*PROBLEM REQUIREMENTS*
Report, word for word, every line of the material that contains "components".

"""

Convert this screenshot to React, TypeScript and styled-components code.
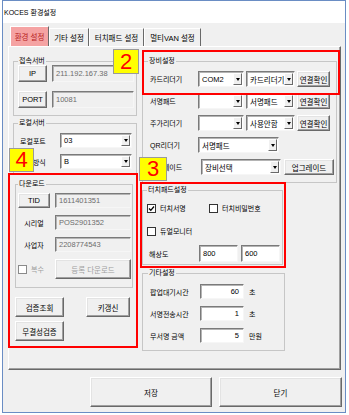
import React from "react";
import styled, { createGlobalStyle } from "styled-components";

const GlobalStyle = createGlobalStyle`
  html, body {
    margin: 0;
    padding: 0;
    background: #fff;
  }
  body {
    font-family: "Liberation Sans", "Noto Sans CJK KR", sans-serif;
    font-size: 7px;
    color: #000;
  }
  * {
    box-sizing: border-box;
  }
`;

const Page = styled.div`
  position: relative;
  width: 349px;
  height: 415px;
`;

const Window = styled.div`
  margin-left: 2px;
  width: 344px;
  height: 413px;
  border: 1px solid #6a8dc4;
  background: #f0f0f0;
  display: flex;
  flex-direction: column;
`;

const TitleBar = styled.div`
  height: 22px;
  background: #fff;
  display: flex;
  align-items: center;
  padding-left: 1px;
  font-size: 7px;
`;

const TabStrip = styled.div`
  display: flex;
  align-items: flex-end;
  height: 23px;
  padding-left: 7px;
`;

const Tab = styled.div<{ $w: number; $active?: boolean }>`
  width: ${(p) => p.$w}px;
  height: ${(p) => (p.$active ? 20 : 18)}px;
  display: flex;
  align-items: center;
  justify-content: center;
  border-style: solid;
  border-width: 1px 1px 0 1px;
  border-color: #fff #696969 transparent #fff;
  background: ${(p) => (p.$active ? "#f5a3a3" : "#f0f0f0")};
  color: ${(p) => (p.$active ? "#b71c1c" : "#000")};
  font-size: 7.5px;
  white-space: nowrap;
`;

const TabPanel = styled.div`
  margin-left: 5px;
  width: 333px;
  height: 324px;
  border: 1px solid;
  border-color: #fff #696969 #696969 #fff;
  box-shadow: inset -1px -1px 0 #a0a0a0;
  padding: 10px 3px 0 4px;
`;

const Columns = styled.div`
  display: grid;
  grid-template-columns: 124px 195px;
  column-gap: 5px;
  align-items: start;
`;

const Column = styled.div`
  display: flex;
  flex-direction: column;
`;

const Group = styled.fieldset<{ $mt?: number; $ml?: number; $w?: number; $pad: string }>`
  margin: ${(p) => p.$mt ?? 0}px 0 0 ${(p) => p.$ml ?? 0}px;
  width: ${(p) => (p.$w ? `${p.$w}px` : "auto")};
  min-width: 0;
  border: 1px solid #c6c6c6;
  padding: ${(p) => p.$pad};
`;

const Legend = styled.legend`
  padding: 0 1px;
  margin: 0;
  height: 8px;
  line-height: 8px;
  font-size: 7px;
`;

const Stack = styled.div<{ $gap: number }>`
  display: flex;
  flex-direction: column;
  gap: ${(p) => p.$gap}px;
`;

const GridRow = styled.div<{ $cols: string; $gap?: number; $h: number }>`
  display: grid;
  grid-template-columns: ${(p) => p.$cols};
  column-gap: ${(p) => p.$gap ?? 0}px;
  height: ${(p) => p.$h}px;
  align-items: center;
`;

const FlexRow = styled.div<{ $h: number; $gap?: number; $mt?: number }>`
  display: flex;
  align-items: center;
  height: ${(p) => p.$h}px;
  gap: ${(p) => p.$gap ?? 0}px;
  margin-top: ${(p) => p.$mt ?? 0}px;
`;

const Label = styled.div<{ $w?: number; $center?: boolean; $muted?: boolean }>`
  width: ${(p) => (p.$w ? `${p.$w}px` : "auto")};
  flex-shrink: 0;
  text-align: ${(p) => (p.$center ? "center" : "left")};
  padding-left: ${(p) => (p.$center ? 0 : 2)}px;
  white-space: nowrap;
  color: ${(p) => (p.$muted ? "#a0a0a0" : "#000")};
`;

const Btn = styled.button<{ $w?: number; $h: number; $disabled?: boolean }>`
  width: ${(p) => (p.$w ? `${p.$w}px` : "100%")};
  height: ${(p) => p.$h}px;
  flex-shrink: 0;
  margin: 0;
  padding: 0;
  font-family: inherit;
  font-size: 7.5px;
  color: ${(p) => (p.$disabled ? "#a0a0a0" : "#000")};
  background: #f0f0f0;
  border: 1px solid;
  border-color: #fff #696969 #696969 #fff;
  box-shadow: inset -1px -1px 0 #a0a0a0, inset 1px 1px 0 #e3e3e3;
  white-space: nowrap;
  cursor: default;
`;

const TextBox = styled.div<{ $w?: number; $h: number; $disabled?: boolean; $right?: boolean }>`
  width: ${(p) => (p.$w ? `${p.$w}px` : "100%")};
  height: ${(p) => p.$h}px;
  flex-shrink: 0;
  display: flex;
  align-items: center;
  justify-content: ${(p) => (p.$right ? "flex-end" : "flex-start")};
  padding: 0 4px 0 3px;
  font-size: 7.5px;
  background: ${(p) => (p.$disabled ? "#f0f0f0" : "#fff")};
  color: ${(p) => (p.$disabled ? "#6d6d6d" : "#000")};
  border: 1px solid;
  border-color: #7a7a7a #f6f6f6 #f6f6f6 #7a7a7a;
  box-shadow: inset 1px 1px 0 #b4b4b4;
`;

const Combo = styled.div<{ $w?: number; $h: number }>`
  width: ${(p) => (p.$w ? `${p.$w}px` : "100%")};
  height: ${(p) => p.$h}px;
  flex-shrink: 0;
  display: flex;
  align-items: stretch;
  background: #fff;
  border: 1px solid;
  border-color: #7a7a7a #f6f6f6 #f6f6f6 #7a7a7a;
  box-shadow: inset 1px 1px 0 #b4b4b4;
  padding: 1px;
`;

const ComboText = styled.div`
  flex: 1;
  display: flex;
  align-items: center;
  padding-left: 2px;
  font-size: 7.5px;
  white-space: nowrap;
  overflow: hidden;
`;

const ComboArrow = styled.div`
  width: 9px;
  display: flex;
  align-items: center;
  justify-content: center;
  background: #f0f0f0;
  border: 1px solid;
  border-color: #fff #696969 #696969 #fff;

  &::after {
    content: "";
    border-left: 2.5px solid transparent;
    border-right: 2.5px solid transparent;
    border-top: 3px solid #000;
  }
`;

const CheckItem = styled.div<{ $w?: number; $muted?: boolean }>`
  width: ${(p) => (p.$w ? `${p.$w}px` : "auto")};
  display: flex;
  align-items: center;
  gap: 4px;
  white-space: nowrap;
  color: ${(p) => (p.$muted ? "#a0a0a0" : "#000")};
`;

const CheckBox = styled.div<{ $muted?: boolean }>`
  width: 9px;
  height: 9px;
  flex-shrink: 0;
  border: 1px solid ${(p) => (p.$muted ? "#8a8a8a" : "#333")};
  background: #fff;
  display: flex;
  align-items: center;
  justify-content: center;
`;

const ButtonGrid = styled.div`
  display: grid;
  grid-template-columns: 49px 44px;
  grid-auto-rows: 20px;
  column-gap: 22px;
  row-gap: 4px;
  margin: 9px 0 0 2px;
`;

const Unit = styled.div`
  margin-left: 5px;
  white-space: nowrap;
`;

const ButtonBar = styled.div`
  display: flex;
  gap: 7px;
  margin: 7px 0 0 87px;
`;

const RedBox = styled.div<{ $x: number; $y: number; $w: number; $h: number }>`
  position: absolute;
  left: ${(p) => p.$x}px;
  top: ${(p) => p.$y}px;
  width: ${(p) => p.$w}px;
  height: ${(p) => p.$h}px;
  border: 2px solid #ff0000;
  pointer-events: none;
`;

const Badge = styled.div<{ $x: number; $y: number; $w: number; $h: number }>`
  position: absolute;
  left: ${(p) => p.$x}px;
  top: ${(p) => p.$y}px;
  width: ${(p) => p.$w}px;
  height: ${(p) => p.$h}px;
  background: #ffff00;
  border: 1px solid #9a9a9a;
  color: #ff0000;
  font-family: "Liberation Sans", sans-serif;
  font-size: 22px;
  line-height: 1;
  display: flex;
  align-items: center;
  justify-content: center;
`;

const Check = () => (
  <svg width="7" height="7" viewBox="0 0 7 7">
    <path d="M1 3.5 L2.8 5.3 L6 1.5" fill="none" stroke="#000" strokeWidth="1.3" />
  </svg>
);

const Select = ({ w, h, value }: { w?: number; h: number; value: string }) => (
  <Combo $w={w} $h={h}>
    <ComboText>{value}</ComboText>
    <ComboArrow />
  </Combo>
);

const devices = [
  { label: "카드리더기", port: "COM2", kind: "카드리더기" },
  { label: "서명패드", port: "", kind: "서명패드" },
  { label: "주가리더기", port: "", kind: "사용안함" },
];

const etc = [
  { label: "팝업대기시간", value: "60", unit: "초" },
  { label: "서명전송시간", value: "1", unit: "초" },
  { label: "무서명 금액", value: "5", unit: "만원" },
];

export default function App() {
  return (
    <Page>
      <GlobalStyle />
      <Window>
        <TitleBar>KOCES 환경설정</TitleBar>
        <TabStrip>
          <Tab $w={39} $active>환경 설정</Tab>
          <Tab $w={40}>기타 설정</Tab>
          <Tab $w={55}>터치패드 설정</Tab>
          <Tab $w={57}>멀티VAN 설정</Tab>
        </TabStrip>
        <TabPanel>
          <Columns>
            <Column>
              <Group $pad="0 2px 7px 4px">
                <Legend>접속서버</Legend>
                <Stack $gap={9}>
                  <GridRow $cols="29px 1fr" $gap={5} $h={17}>
                    <Btn $h={17}>IP</Btn>
                    <TextBox $h={17} $disabled>211.192.167.38</TextBox>
                  </GridRow>
                  <GridRow $cols="29px 1fr" $gap={5} $h={17}>
                    <Btn $h={17}>PORT</Btn>
                    <TextBox $h={17} $disabled>10081</TextBox>
                  </GridRow>
                </Stack>
              </Group>

              <Group $mt={3} $pad="6px 4px 5px 4px">
                <Legend>로컬서버</Legend>
                <Stack $gap={6}>
                  <GridRow $cols="42px 1fr" $h={15}>
                    <Label>로컬포트</Label>
                    <Select h={15} value="03" />
                  </GridRow>
                  <GridRow $cols="42px 1fr" $h={15}>
                    <Label>로컬방식</Label>
                    <Select h={15} value="B" />
                  </GridRow>
                </Stack>
              </Group>

              <Group $mt={5} $ml={2} $w={118} $pad="5px 1px 8px 2px">
                <Legend>다운로드</Legend>
                <Stack $gap={7}>
                  <GridRow $cols="32px 1fr" $gap={5} $h={15}>
                    <Btn $h={15}>TID</Btn>
                    <TextBox $h={15} $disabled>1611401351</TextBox>
                  </GridRow>
                  <GridRow $cols="32px 1fr" $gap={5} $h={15}>
                    <Label $center>시리얼</Label>
                    <TextBox $h={15} $disabled>POS2901352</TextBox>
                  </GridRow>
                  <GridRow $cols="32px 1fr" $gap={5} $h={15}>
                    <Label $center>사업자</Label>
                    <TextBox $h={15} $disabled>2208774543</TextBox>
                  </GridRow>
                  <GridRow $cols="32px 1fr" $gap={5} $h={20}>
                    <CheckItem $muted>
                      <CheckBox $muted />
                      복수
                    </CheckItem>
                    <Btn $h={20} $disabled>등록 다운로드</Btn>
                  </GridRow>
                </Stack>
              </Group>

              <ButtonGrid>
                <Btn $h={20}>검증조회</Btn>
                <Btn $h={20}>키갱신</Btn>
                <Btn $h={20}>무결성검증</Btn>
              </ButtonGrid>
            </Column>

            <Column>
              <Group $pad="6px 5px 7px 5px">
                <Legend>장비설정</Legend>
                <Stack $gap={6}>
                  {devices.map((d) => (
                    <FlexRow key={d.label} $h={16} $gap={2}>
                      <Label $w={48}>{d.label}</Label>
                      <Select w={46} h={16} value={d.port} />
                      <Select w={49} h={16} value={d.kind} />
                      <Btn $w={33} $h={16}>연결확인</Btn>
                    </FlexRow>
                  ))}
                  <FlexRow $h={16}>
                    <Label $w={50}>QR리더기</Label>
                    <Select w={81} h={16} value="서명패드" />
                  </FlexRow>
                  <FlexRow $h={16} $gap={3}>
                    <Label $w={50}>업그레이드</Label>
                    <Select w={80} h={16} value="장비선택" />
                    <Btn $w={50} $h={16}>업그레이드</Btn>
                  </FlexRow>
                </Stack>
              </Group>

              <Group $mt={3} $w={141} $pad="8px 3px 2px 4px">
                <Legend>터치패드설정</Legend>
                <FlexRow $h={12}>
                  <CheckItem $w={62}>
                    <CheckBox>
                      <Check />
                    </CheckBox>
                    터치서명
                  </CheckItem>
                  <CheckItem>
                    <CheckBox />
                    터치비밀번호
                  </CheckItem>
                </FlexRow>
                <FlexRow $h={12} $mt={11}>
                  <CheckItem>
                    <CheckBox />
                    듀얼모니터
                  </CheckItem>
                </FlexRow>
                <FlexRow $h={17} $mt={8} $gap={3}>
                  <Label $w={49}>해상도</Label>
                  <TextBox $w={39} $h={17}>800</TextBox>
                  <TextBox $w={39} $h={17}>600</TextBox>
                </FlexRow>
              </Group>

              <Group $mt={4} $w={143} $pad="7px 3px 7px 5px">
                <Legend>기타설정</Legend>
                <Stack $gap={7}>
                  {etc.map((e) => (
                    <FlexRow key={e.label} $h={15}>
                      <Label $w={52}>{e.label}</Label>
                      <TextBox $w={44} $h={15} $right>
                        {e.value}
                      </TextBox>
                      <Unit>{e.unit}</Unit>
                    </FlexRow>
                  ))}
                </Stack>
              </Group>
            </Column>
          </Columns>
        </TabPanel>
        <ButtonBar>
          <Btn $w={122} $h={30}>저장</Btn>
          <Btn $w={123} $h={30}>닫기</Btn>
        </ButtonBar>
      </Window>

      <RedBox $x={142} $y={50} $w={198} $h={45} />
      <Badge $x={113} $y={49} $w={26} $h={25}>2</Badge>
      <RedBox $x={140} $y={182} $w={146} $h={86} />
      <Badge $x={139} $y={157} $w={28} $h={24}>3</Badge>
      <RedBox $x={8} $y={173} $w={130} $h={175} />
      <Badge $x={9} $y={148} $w={25} $h={24}>4</Badge>
    </Page>
  );
}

"""

*REPLY TO THE TASK*
Convert this screenshot to React, TypeScript and styled-components code.
import styled, { createGlobalStyle } from "styled-components";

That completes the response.